Under the DuraSpace Umbrella: A Framework for Open Repository Project Support by Carol Minton Morris, Valorie Hollister, Debra Hanken Kurtz, Andrew Woods, David Wilcox
DuraSpace is a not-for-profit org so mission to support open tech projects to provide long-term durable access and discovery. Fosters projects eg DSpace, Fedora, Vivo. Offers services eg tech/business expertise, membership/governance framework, infrastructure, marketing/comms. Affiliate project Samvera.
Ecosystem is larger so want to expand support to ensure community/financial/technical sustainability. Criteria include: philosophical alignment; strategic importance to community; financially viable; technical pieces in place. So if you know of a project needing support, contact them.
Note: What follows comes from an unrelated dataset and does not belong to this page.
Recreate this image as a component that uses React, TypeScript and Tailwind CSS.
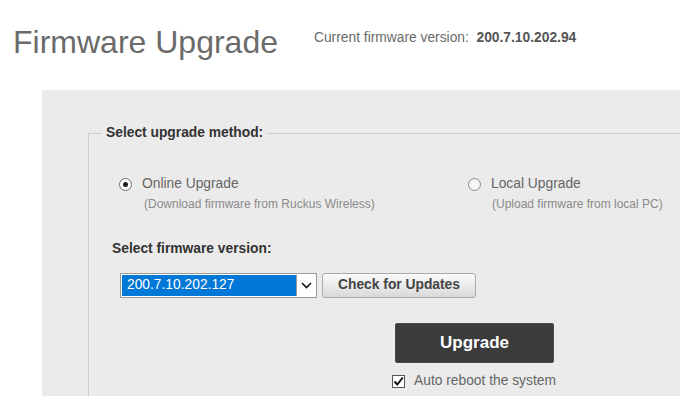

A Simple Method for Exposing Repository Content on Institutional Websites by Gonzalo Luján Villarreal, Paula Salamone Lacunza, María Marta Vila, Marisa Raquel De Giusti, Ezequiel Manzur
2 institutions with active IRs but questionable web dissemination practices – lack of interest/staff/time/money to maintain web presence for staff profiles.
- Improved existing sites with Choique CMS, WordPress, Joomla
- Designed and developed new sites with WordPress multisite – hosted if research centre didn’t have their own site
- Gave advice about web publishing
- Use IRs to boost websites by using OpenSearch to retrieve contents, then software library to fetch/filter/organise/deliver and share results, then created software addons for each CMS
- Easy configuration
- flexible usage eg “all research centre publications” or “theses from the last 5 years” or “all researcher A’s content”
Results: 7 new websites published, 14 in development. Researchers want to deposit in IRs to keep the website updated. Dev work to continue eg flushing cache; multi-repository retrieval?